What do you need to do to achieve your income goal for the next 6 months?
What tasks do you need to do to achieve your goals?
Write all of them out in a bulleted list, starting with the tasks you need to do first.
Then schedule those first tasks over the next 30 days.
When those 30 days end, you can schedule some more of the tasks for the next 30 days.
One of the biggest mistakes you can make in business is NOT having a plan made of incremental (manageable) steps, and not scheduling them into your day-to-day routine.
In the USA, every month about 543,000 new businesses start, but in the first two years only seven out of 10 is still in business, where as after five years 5 out of 10 are still around. Interestingly enough, of the businesses that manage to survive for 5 years, about 70% follow a strategic business plan. - Huubster
You may believe you're "not the planning type" but that's not true. You don't need to plan every minute of your day or go crazy colour coding your calendar - you just need to get clear on what you want to achieve and the tasks you need to implement to get there. Then break those tasks into tiny incremental steps and do some of them every day.

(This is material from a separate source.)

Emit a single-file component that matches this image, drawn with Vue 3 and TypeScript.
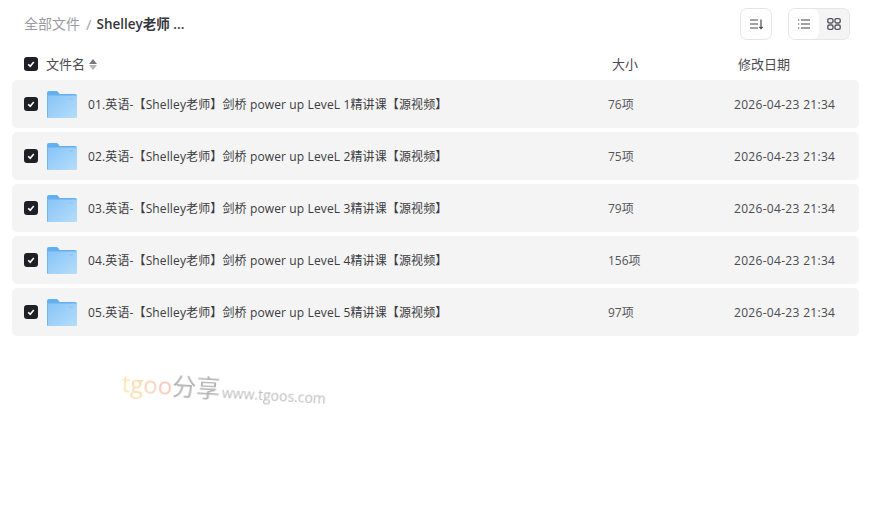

Personally, I don't have every hour of my day organized by task. That's too strict for me. I keep it simple…
I have a 90 day plan.
Each month, I take some of the tasks from that plan and add them to a 30 day plan.
Each week, I make a todo list that tackles some of the 30 day plan.
I keep my todo list in Evernote or Asana.
That's it!
Keep your business plan simple. The simpler it is, the more likely you'll be inclined to stick to it.
Summary
Here are the 5 questions you can answer to complete your mid-year review:
1. What brought in the most sales and audience growth?
2. What have you enjoyed and not enjoyed doing?
3. What has been challenging?
4. What do you want to achieve in your business by the end of the year?
5. What do you need to do to achieve this?